Dear Sir,

In Problem Sheet 6, for k=Q(sq.root 10)

How did the last bit come about? Why is the class group finally {Ok,p2} Why is p3,p*3 and p5 dropped from the class group? The previous lecturer seemed to have
used mod 5 in his notation of the general element of Ok. Can you please give an answer using the methods from “A few class groups”. In particular can you please
give an answer with the same method as you did for Q(\sqrt{-33})? Is this possible?

Reply:

I hope you can see that the methods pretty much the same for all the examples. In that problem, there is a list

O_K,P_2, P_3, P_3', (2), P_5, P_2P_3, P_2P_3'

of ideal of norm less than 7, and every element in the class group is equivalent to one of these.
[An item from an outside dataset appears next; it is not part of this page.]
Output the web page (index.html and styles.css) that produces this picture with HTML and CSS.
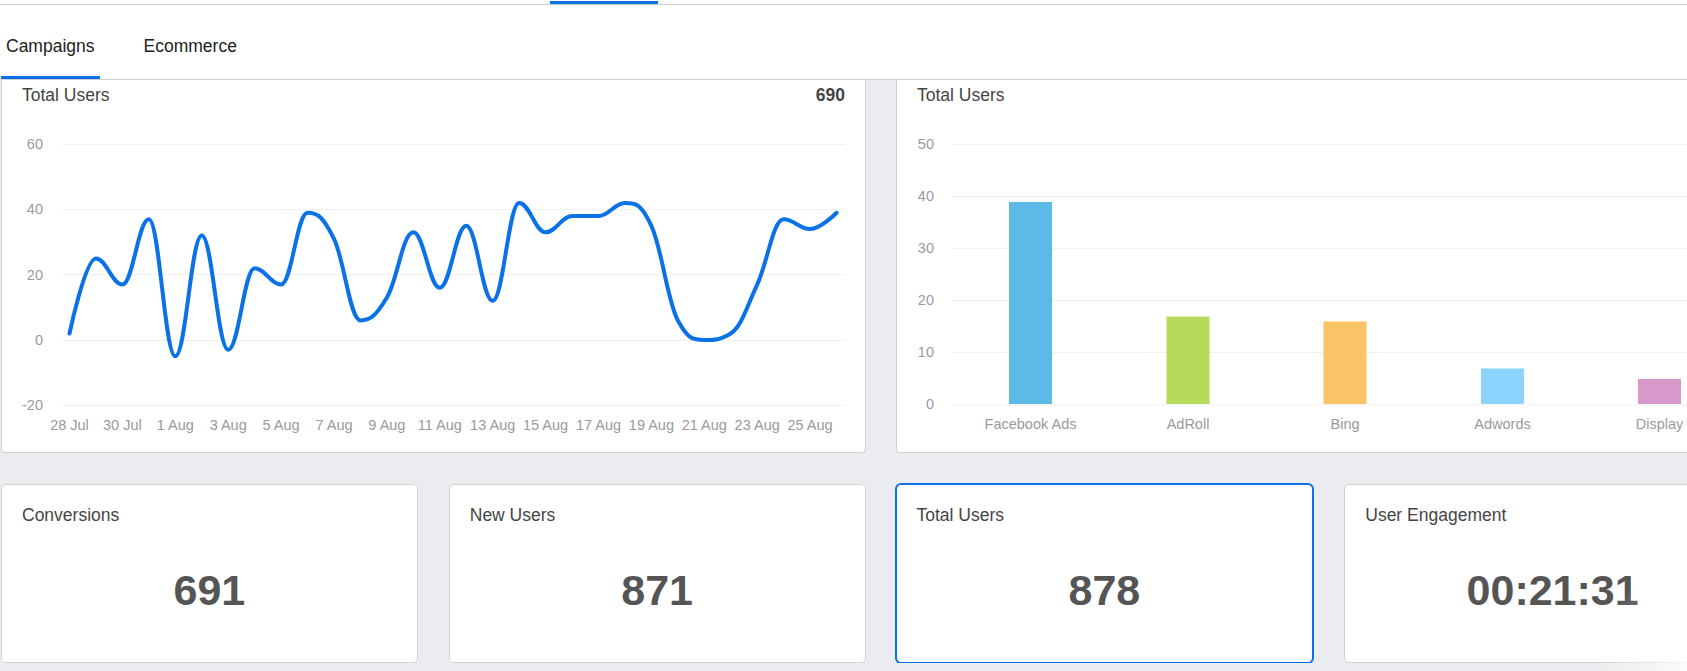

We know that P_2^2=(2), and hence,

P_2^{-1} \sim P_2

The relation

(\sqrt{10})=P_2P_5

shows that

P_5 \sim P_2^{-1} \sim P_2

(2-\sqrt{10}) = P_2P_3

then gives

P_2P_3\sim O_K

and

P_3 \sim P_2^{-1} \sim P_2

Also,

P_3'\sim P_3^{-1} \sim P_2^{-1} \sim P_2

and finally,

P_3'P_2 \sim P_2^2\sim O_K

So it turns out that

O_K, P_2

represent all classes in the class group.

One sees thereby that the class group is either trivial (if P_2 is principal), or Z/2 (if P_2 is not principal). At this point, one checks that there is no element of O_K with norm 2, using the \mod 5 argument, and hence, that P_2 cannot be principal.